There appears to be a general resentment against LGBTIQ persons in Ghana. Many people who are against the activities of LGBTIQ persons state morality and, personal values, religion as well as culture as reasons for their rejection of LGBTIQ persons and their activities. It appears that other matters of economic concern, such as corruption and unemployment do not carry as much weight as issues of sexuality.
In 2018, a survey report published by the Africa Center for International Law and Accountability revealed that Ghanaians were more concerned about LBGTIQ than they were about corruption and poor roads (Acila Survey, 2018).
Although it appears Ghana is leading an anti-LGBTIQ crusade in the face of unemployment and deepening economic hardships, it is also interesting to note that Ghana has already signed unto the United Nations human rights protection mechanism that binds the country to ensure that it protects all minorities including LGBTIQ persons in the country.
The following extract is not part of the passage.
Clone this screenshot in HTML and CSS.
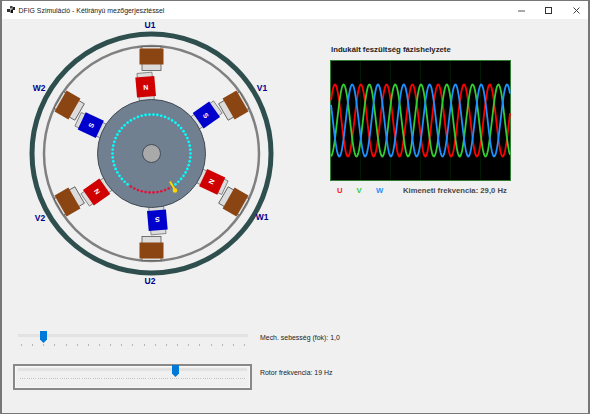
FILE: index.html
```html
<!DOCTYPE html>
<html lang="hu">
<head>
<meta charset="utf-8">
<title>DFIG Szimuláció</title>
<link rel="stylesheet" href="styles.css">
</head>
<body>
<div class="window">
  <header class="titlebar">
    <svg class="app-icon" width="8" height="8" viewBox="0 0 8 8"><rect x="3" y="0" width="2.500" height="2.500" fill="#444"/><rect x="5.500" y="1" width="2.500" height="3" fill="#222"/><rect x="0" y="3" width="3" height="3" fill="#333"/><rect x="3.500" y="3.500" width="2.500" height="3.500" fill="#111"/></svg>
    <span class="title">DFIG Szimuláció - Kétirányú mezőgerjesztéssel</span>
    <div class="controls">
      <svg width="7" height="7" viewBox="0 0 7 7"><path d="M0 4H7" stroke="#555"/></svg>
      <svg width="7" height="7" viewBox="0 0 7 7"><rect x=".5" y=".5" width="6" height="6" fill="none" stroke="#333"/></svg>
      <svg width="7" height="7" viewBox="0 0 7 7"><path d="M.5.500l6 6M6.500.500l-6 6" stroke="#444"/></svg>
    </div>
  </header>
  <main class="client">
    <div class="top">
      <svg class="machine" width="290" height="272" viewBox="0 0 290 272">
        <g transform="translate(149.500 134.500)">
          <circle r="119.500" fill="none" stroke="#2f4f4f" stroke-width="5"/>
          <circle r="107.500" fill="none" stroke="#808080" stroke-width="2.500"/>
          <g id="stator"></g>
          <g id="rotor-poles"></g>
          <circle r="54" fill="#708090" stroke="#444c55" stroke-width="1"/>
          <g id="rotor-dots"></g>
          <circle r="9" fill="#a9a9a9" stroke="#444c55" stroke-width="1"/>
          <path d="M24 37.500L18.500 28" stroke="#ffd700" stroke-width="2"/>
          <circle cx="23.500" cy="37" r="2.300" fill="#ffd700"/>
        </g>
        <g class="coil-label">
          <text x="148" y="9">U1</text>
          <text x="260" y="72">V1</text>
          <text x="37" y="72">W2</text>
          <text x="38" y="202">V2</text>
          <text x="260" y="201">W1</text>
          <text x="148" y="265">U2</text>
        </g>
      </svg>
      <section class="scope-panel">
        <h2 class="scope-title">Indukált feszültség fázishelyzete</h2>
        <svg class="scope" id="scope" width="181" height="121" viewBox="0 0 181 121"></svg>
        <div class="legend">
          <span class="ph-u">U</span>
          <span class="ph-v">V</span>
          <span class="ph-w">W</span>
          <span class="freq">Kimeneti frekvencia: 29,0 Hz</span>
        </div>
      </section>
    </div>
    <div class="slider-row first">
      <div class="slider">
        <div class="track"></div>
        <div class="thumb thumb-mech"></div>
        <div class="ticks ticks-wide"></div>
      </div>
      <span class="slider-label">Mech. sebesség (fok): 1,0</span>
    </div>
    <div class="slider-row second">
      <div class="slider focused">
        <div class="track"></div>
        <div class="thumb thumb-rotor"></div>
        <div class="ticks ticks-dense"></div>
      </div>
      <span class="slider-label">Rotor frekvencia: 19 Hz</span>
    </div>
  </main>
</div>
<script src="script.js"></script>
</body>
</html>
```
FILE: styles.css
```css
* { box-sizing: border-box; }
html, body { margin: 0; height: 100%; }
body { font-family: "Liberation Sans", "Open Sans", sans-serif; background: #f0f0f0; overflow: hidden; }
.window { width: 590px; height: 414px; display: flex; flex-direction: column; border: solid #777; border-width: 1px 2px 1px 2px; }
.titlebar { height: 18px; flex: none; background: #fff; display: flex; align-items: center; padding-left: 5px; }
.app-icon { flex: none; }
.title { margin-left: 3.500px; font-size: 6.900px; color: #222; white-space: nowrap; }
.controls { margin-left: auto; display: flex; gap: 20.500px; padding-right: 8.500px; }
.client { flex: 1; background: #f0f0f0; display: flex; flex-direction: column; }
.top { display: flex; height: 272px; }
.machine { flex: none; }
.coil-label text { font: 700 8.500px "Liberation Sans", sans-serif; fill: #00008b; text-anchor: middle; }
.scope-panel { margin-left: 38px; padding-top: 25px; display: flex; flex-direction: column; }
.scope-title { margin: 0 0 5px; padding-left: 1px; font-size: 7.750px; line-height: 11px; font-weight: 700; color: #1e1e1e; white-space: nowrap; }
.scope { display: block; }
.legend { display: flex; align-items: center; margin-top: 4px; height: 11px; font-size: 7.700px; font-weight: 700; padding-left: 7px; white-space: nowrap; }
.legend span { width: 19.500px; }
.ph-u { color: #ff1a1a; }
.ph-v { color: #32cd32; }
.ph-w { color: #1e90ff; }
.legend .freq { width: auto; margin-left: 7.500px; color: #4a4a4a; }
.slider-row { display: flex; align-items: flex-start; }
.slider { position: relative; width: 230px; height: 14px; flex: none; margin-left: 16px; }
.first { margin-top: 40px; height: 26px; }
.second { margin-top: 7px; }
.slider.focused { width: 239px; height: 26px; margin-left: 11px; border: 2px solid #888; box-shadow: inset 0 0 0 1px #f8f8f8; }
.track { position: absolute; left: 0; right: 0; top: 3px; height: 3px; background: #e2e2e2; }
.focused .track { left: 3px; right: 3px; top: 2px; }
.thumb { position: absolute; top: 0; width: 7px; height: 12px; background: #0078d7; clip-path: polygon(0 0, 100% 0, 100% 70%, 50% 100%, 0 70%); }
.thumb-mech { left: 22px; }
.thumb-rotor { left: 157px; top: -1px; }
.ticks { position: absolute; height: 2px; }
.ticks-wide { left: 3px; right: 3px; top: 13px; background: repeating-linear-gradient(to right, #b5b5b5 0 1px, transparent 1px 11.150px); }
.ticks-dense { left: 5px; right: 5px; top: 12px; height: 1px; background: repeating-linear-gradient(to right, #c2c2c2 0 1px, transparent 1px 2.200px); }
.slider-label { font-size: 6.950px; line-height: 11px; color: #222; white-space: nowrap; margin-left: 12px; }
.first .slider-label { margin-top: 1px; }
.second .slider-label { margin-left: 8px; margin-top: 3px; }
```
FILE: script.js
```js
const NS = "http://www.w3.org/2000/svg";
function el(parent, name, attrs) {
  const e = document.createElementNS(NS, name);
  for (const k in attrs) e.setAttribute(k, attrs[k]);
  parent.appendChild(e);
  return e;
}

const stator = document.getElementById("stator");
for (let a = 0; a < 360; a += 60) {
  const g = el(stator, "g", { transform: "rotate(" + a + ")" });
  el(g, "rect", { x: -9.5, y: -107, width: 19, height: 24, fill: "#dcdcdc", stroke: "#555", "stroke-width": 0.8 });
  el(g, "rect", { x: -12, y: -105, width: 24, height: 16, fill: "#8b4513" });
}

const poles = document.getElementById("rotor-poles");
for (let i = 0; i < 6; i++) {
  const n = i % 2 === 0;
  const g = el(poles, "g", { transform: "rotate(" + (-5 + i * 60) + ")" });
  el(g, "rect", { x: -7.5, y: -81, width: 15, height: 28, fill: "#dcdcdc", stroke: "#666", "stroke-width": 0.7 });
  el(g, "rect", { x: -9.5, y: -77, width: 19, height: 20, fill: n ? "#d00000" : "#0000cd" });
  const t = el(g, "text", { x: 0, y: -64, "text-anchor": "middle", fill: "#fff", "font-size": 7, "font-weight": 700, "font-family": "Liberation Sans, sans-serif" });
  t.textContent = n ? "N" : "S";
}

const dots = document.getElementById("rotor-dots");
const dotCount = 62;
for (let i = 0; i < dotCount; i++) {
  const deg = i * 360 / dotCount;
  const rad = deg * Math.PI / 180;
  const red = deg > 58 && deg < 125;
  el(dots, "circle", {
    cx: (39 * Math.cos(rad)).toFixed(2),
    cy: (39 * Math.sin(rad)).toFixed(2),
    r: 1.35,
    fill: red ? "#dc143c" : "#00ffff"
  });
}

const scope = document.getElementById("scope");
el(scope, "rect", { x: 0, y: 0, width: 181, height: 121, fill: "#000" });
for (const x of [30, 60, 90, 120, 150]) {
  el(scope, "path", { d: "M" + (x + .5) + " 1V120", stroke: "#001a00" });
}
el(scope, "rect", { x: 0.5, y: 0.5, width: 180, height: 120, fill: "none", stroke: "#2e7d32" });
const phases = [["#ff0000", 5], ["#32cd32", 13.6], ["#1e90ff", 22.2]];
for (const [color, peak] of phases) {
  let d = "";
  for (let x = 1; x <= 180; x += 0.5) {
    const y = 60.5 - 36 * Math.cos(2 * Math.PI * (x - peak) / 25.8);
    d += (d ? "L" : "M") + x + " " + y.toFixed(2);
  }
  el(scope, "path", { d, fill: "none", stroke: color, "stroke-width": 1.8 });
}
```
If parliament goes ahead to pass the anti-LGBTIQ bill, it will be in direct contradiction to what the country has pledged to do on the global front.
It is interesting to note that the following specific recommendations have been accepted by Ghana at the United Nations Universal Periodic Review (UPR) as a country committed to ensuring non-violence and non-discrimination against LGBTIQ persons in the country.
146.59 "Take the steps necessary to protect lesbian, gay, bisexuals, Transgender and intersection persons from violence and discrimination on the basis of their sexual orientation and gender identity".
146.60 "Ensure that victims of discrimination and violence based on sexual orientation and gender identity has access to rehabilitation and remedy and that all perpetrators are punished".
146.61 "Take measures to fight against violence and discrimination based on sexual orientation and gender identity."
146.62 "Continue promoting gender equality through specific laws, plans and programs".
146.63 "Continue to implement the discrimination reporting system in order to tackle stigmatization and discrimination of the most vulnerable groups"
146.64 "Continue promoting economic and social sustainable development in order to lay a solid foundation for the enjoyment of human rights"
146.65 "Expedite the development of a concrete national implementation framework on human rights."
What is the UPR?
The Universal Periodic Review (UPR) is a special process which involves a periodic review of the human rights records of all 193 UN Member States. The UPR is an innovation of the Human Rights Council which is based on equal treatment for all countries. It provides an opportunity for all States to declare what actions they have taken to improve the human rights situations in their countries and to overcome challenges to the enjoyment of human rights. The UPR also includes a sharing of best human rights practices around the globe (UNHRC,n.d.).
Will the new LGBTIQ law protect lesbian, gay, bisexuals, Transgender and intersection persons from violence and discrimination on the basis of their sexual orientation and gender identity or it will deepen the already widespread resentment against these group of people? How will the new law be compatible and accommodative of united nation's human rights laws and conventions, of which Ghana is a party to?
What are the values and aspirations of Ghanaians according to Francis Xavier Sosu, MP? Is the Ghanaian aspiration only to see the persecution of a minority group whose activities goes against the values and culture of the people? Is the Ghanaian aspiration only relegated to corruption,poor economic conditions, unemployment, poor health systems, lack of good roads and poor living conditions?
It appears Ghana is not ready to have a real conversation on the LGBTIQ concept in view of the growing economic hardships and structural challenges that currently risk the future of the country.